**Work to be completed**
Each line of the listing must be transcribed exactly, except for the images, which should be excluded.

**Collected data**
......
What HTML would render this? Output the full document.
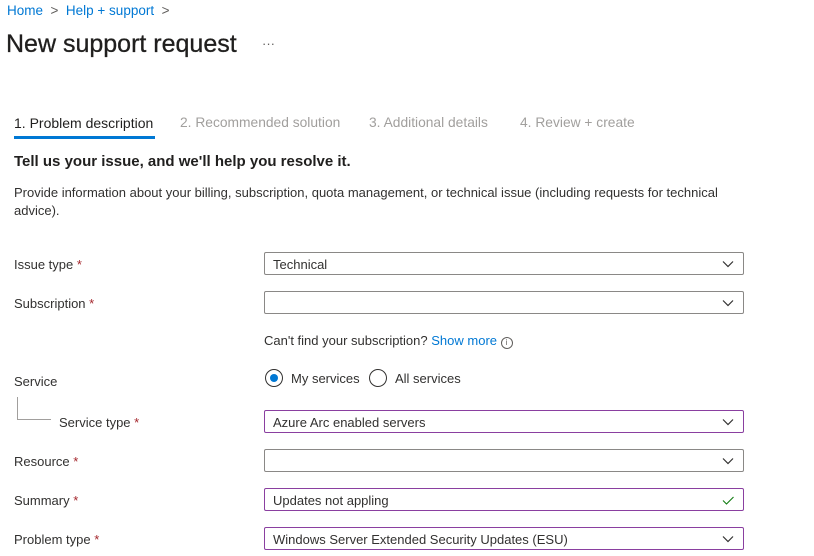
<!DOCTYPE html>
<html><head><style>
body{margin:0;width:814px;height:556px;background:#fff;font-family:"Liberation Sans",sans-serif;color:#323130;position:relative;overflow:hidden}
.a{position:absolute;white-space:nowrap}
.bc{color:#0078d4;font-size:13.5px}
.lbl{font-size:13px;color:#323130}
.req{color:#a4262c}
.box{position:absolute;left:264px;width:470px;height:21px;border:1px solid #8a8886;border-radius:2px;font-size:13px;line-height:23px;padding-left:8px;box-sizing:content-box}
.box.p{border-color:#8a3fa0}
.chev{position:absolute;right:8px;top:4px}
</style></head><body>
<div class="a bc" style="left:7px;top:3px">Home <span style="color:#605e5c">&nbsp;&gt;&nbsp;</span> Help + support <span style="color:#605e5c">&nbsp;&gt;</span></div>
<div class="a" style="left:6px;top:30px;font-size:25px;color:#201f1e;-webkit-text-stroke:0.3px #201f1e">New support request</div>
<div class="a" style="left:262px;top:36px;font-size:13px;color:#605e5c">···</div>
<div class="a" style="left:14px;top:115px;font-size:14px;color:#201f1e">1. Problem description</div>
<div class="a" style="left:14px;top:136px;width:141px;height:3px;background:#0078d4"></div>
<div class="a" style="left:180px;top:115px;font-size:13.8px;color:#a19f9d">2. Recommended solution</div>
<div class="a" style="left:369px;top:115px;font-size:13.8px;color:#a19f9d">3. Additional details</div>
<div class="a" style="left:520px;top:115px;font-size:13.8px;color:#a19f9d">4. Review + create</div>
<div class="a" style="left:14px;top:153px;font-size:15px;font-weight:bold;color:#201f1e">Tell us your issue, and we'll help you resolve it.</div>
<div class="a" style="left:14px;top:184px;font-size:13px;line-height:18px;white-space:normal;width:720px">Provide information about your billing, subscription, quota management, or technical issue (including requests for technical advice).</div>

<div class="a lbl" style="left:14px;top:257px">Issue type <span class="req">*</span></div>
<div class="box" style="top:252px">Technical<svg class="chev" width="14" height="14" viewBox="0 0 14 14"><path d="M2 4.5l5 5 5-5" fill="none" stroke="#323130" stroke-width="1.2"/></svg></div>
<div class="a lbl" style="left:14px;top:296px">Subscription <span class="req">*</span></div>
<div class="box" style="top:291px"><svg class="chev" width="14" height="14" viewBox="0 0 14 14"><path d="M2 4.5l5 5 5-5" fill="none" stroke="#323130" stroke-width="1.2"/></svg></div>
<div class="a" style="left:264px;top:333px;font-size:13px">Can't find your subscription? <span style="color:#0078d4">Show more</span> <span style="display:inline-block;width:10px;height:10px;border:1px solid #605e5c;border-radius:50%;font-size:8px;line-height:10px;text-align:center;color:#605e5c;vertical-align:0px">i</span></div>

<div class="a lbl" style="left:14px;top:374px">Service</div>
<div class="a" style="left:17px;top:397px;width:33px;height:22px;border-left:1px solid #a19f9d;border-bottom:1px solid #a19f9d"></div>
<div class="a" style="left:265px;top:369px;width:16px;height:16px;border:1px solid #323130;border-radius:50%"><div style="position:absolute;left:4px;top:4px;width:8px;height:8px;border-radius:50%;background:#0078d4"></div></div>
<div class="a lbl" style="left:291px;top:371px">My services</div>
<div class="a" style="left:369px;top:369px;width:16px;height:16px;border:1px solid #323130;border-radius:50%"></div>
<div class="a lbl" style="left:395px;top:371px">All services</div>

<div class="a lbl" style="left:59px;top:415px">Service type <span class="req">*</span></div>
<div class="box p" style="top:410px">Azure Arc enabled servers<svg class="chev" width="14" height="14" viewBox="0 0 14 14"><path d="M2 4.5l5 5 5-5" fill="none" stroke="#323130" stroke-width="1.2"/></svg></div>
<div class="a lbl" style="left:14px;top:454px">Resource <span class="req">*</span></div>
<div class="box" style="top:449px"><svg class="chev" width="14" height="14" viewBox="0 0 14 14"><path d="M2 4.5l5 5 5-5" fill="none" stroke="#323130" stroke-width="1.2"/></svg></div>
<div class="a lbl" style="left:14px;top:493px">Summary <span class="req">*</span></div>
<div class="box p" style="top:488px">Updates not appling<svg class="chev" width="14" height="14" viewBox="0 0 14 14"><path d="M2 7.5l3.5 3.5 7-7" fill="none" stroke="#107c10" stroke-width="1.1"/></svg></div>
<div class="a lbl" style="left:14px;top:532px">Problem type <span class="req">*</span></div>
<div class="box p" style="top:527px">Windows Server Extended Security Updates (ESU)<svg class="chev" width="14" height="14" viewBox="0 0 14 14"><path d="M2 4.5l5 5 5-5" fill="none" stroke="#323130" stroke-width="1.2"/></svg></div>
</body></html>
......
**Response to the exercise**
What HTML would render this? Output the full document.
<!DOCTYPE html>
<html><head><style>
body{margin:0;width:814px;height:556px;background:#fff;font-family:"Liberation Sans",sans-serif;color:#323130;position:relative;overflow:hidden}
.a{position:absolute;white-space:nowrap}
.bc{color:#0078d4;font-size:13.5px}
.lbl{font-size:13px;color:#323130}
.req{color:#a4262c}
.box{position:absolute;left:264px;width:470px;height:21px;border:1px solid #8a8886;border-radius:2px;font-size:13px;line-height:23px;padding-left:8px;box-sizing:content-box}
.box.p{border-color:#8a3fa0}
.chev{position:absolute;right:8px;top:4px}
</style></head><body>
<div class="a bc" style="left:7px;top:3px">Home <span style="color:#605e5c">&nbsp;&gt;&nbsp;</span> Help + support <span style="color:#605e5c">&nbsp;&gt;</span></div>
<div class="a" style="left:6px;top:30px;font-size:25px;color:#201f1e;-webkit-text-stroke:0.3px #201f1e">New support request</div>
<div class="a" style="left:262px;top:36px;font-size:13px;color:#605e5c">···</div>
<div class="a" style="left:14px;top:115px;font-size:14px;color:#201f1e">1. Problem description</div>
<div class="a" style="left:14px;top:136px;width:141px;height:3px;background:#0078d4"></div>
<div class="a" style="left:180px;top:115px;font-size:13.8px;color:#a19f9d">2. Recommended solution</div>
<div class="a" style="left:369px;top:115px;font-size:13.8px;color:#a19f9d">3. Additional details</div>
<div class="a" style="left:520px;top:115px;font-size:13.8px;color:#a19f9d">4. Review + create</div>
<div class="a" style="left:14px;top:153px;font-size:15px;font-weight:bold;color:#201f1e">Tell us your issue, and we'll help you resolve it.</div>
<div class="a" style="left:14px;top:184px;font-size:13px;line-height:18px;white-space:normal;width:720px">Provide information about your billing, subscription, quota management, or technical issue (including requests for technical advice).</div>

<div class="a lbl" style="left:14px;top:257px">Issue type <span class="req">*</span></div>
<div class="box" style="top:252px">Technical<svg class="chev" width="14" height="14" viewBox="0 0 14 14"><path d="M2 4.5l5 5 5-5" fill="none" stroke="#323130" stroke-width="1.2"/></svg></div>
<div class="a lbl" style="left:14px;top:296px">Subscription <span class="req">*</span></div>
<div class="box" style="top:291px"><svg class="chev" width="14" height="14" viewBox="0 0 14 14"><path d="M2 4.5l5 5 5-5" fill="none" stroke="#323130" stroke-width="1.2"/></svg></div>
<div class="a" style="left:264px;top:333px;font-size:13px">Can't find your subscription? <span style="color:#0078d4">Show more</span> <span style="display:inline-block;width:10px;height:10px;border:1px solid #605e5c;border-radius:50%;font-size:8px;line-height:10px;text-align:center;color:#605e5c;vertical-align:0px">i</span></div>

<div class="a lbl" style="left:14px;top:374px">Service</div>
<div class="a" style="left:17px;top:397px;width:33px;height:22px;border-left:1px solid #a19f9d;border-bottom:1px solid #a19f9d"></div>
<div class="a" style="left:265px;top:369px;width:16px;height:16px;border:1px solid #323130;border-radius:50%"><div style="position:absolute;left:4px;top:4px;width:8px;height:8px;border-radius:50%;background:#0078d4"></div></div>
<div class="a lbl" style="left:291px;top:371px">My services</div>
<div class="a" style="left:369px;top:369px;width:16px;height:16px;border:1px solid #323130;border-radius:50%"></div>
<div class="a lbl" style="left:395px;top:371px">All services</div>

<div class="a lbl" style="left:59px;top:415px">Service type <span class="req">*</span></div>
<div class="box p" style="top:410px">Azure Arc enabled servers<svg class="chev" width="14" height="14" viewBox="0 0 14 14"><path d="M2 4.5l5 5 5-5" fill="none" stroke="#323130" stroke-width="1.2"/></svg></div>
<div class="a lbl" style="left:14px;top:454px">Resource <span class="req">*</span></div>
<div class="box" style="top:449px"><svg class="chev" width="14" height="14" viewBox="0 0 14 14"><path d="M2 4.5l5 5 5-5" fill="none" stroke="#323130" stroke-width="1.2"/></svg></div>
<div class="a lbl" style="left:14px;top:493px">Summary <span class="req">*</span></div>
<div class="box p" style="top:488px">Updates not appling<svg class="chev" width="14" height="14" viewBox="0 0 14 14"><path d="M2 7.5l3.5 3.5 7-7" fill="none" stroke="#107c10" stroke-width="1.1"/></svg></div>
<div class="a lbl" style="left:14px;top:532px">Problem type <span class="req">*</span></div>
<div class="box p" style="top:527px">Windows Server Extended Security Updates (ESU)<svg class="chev" width="14" height="14" viewBox="0 0 14 14"><path d="M2 4.5l5 5 5-5" fill="none" stroke="#323130" stroke-width="1.2"/></svg></div>
</body></html>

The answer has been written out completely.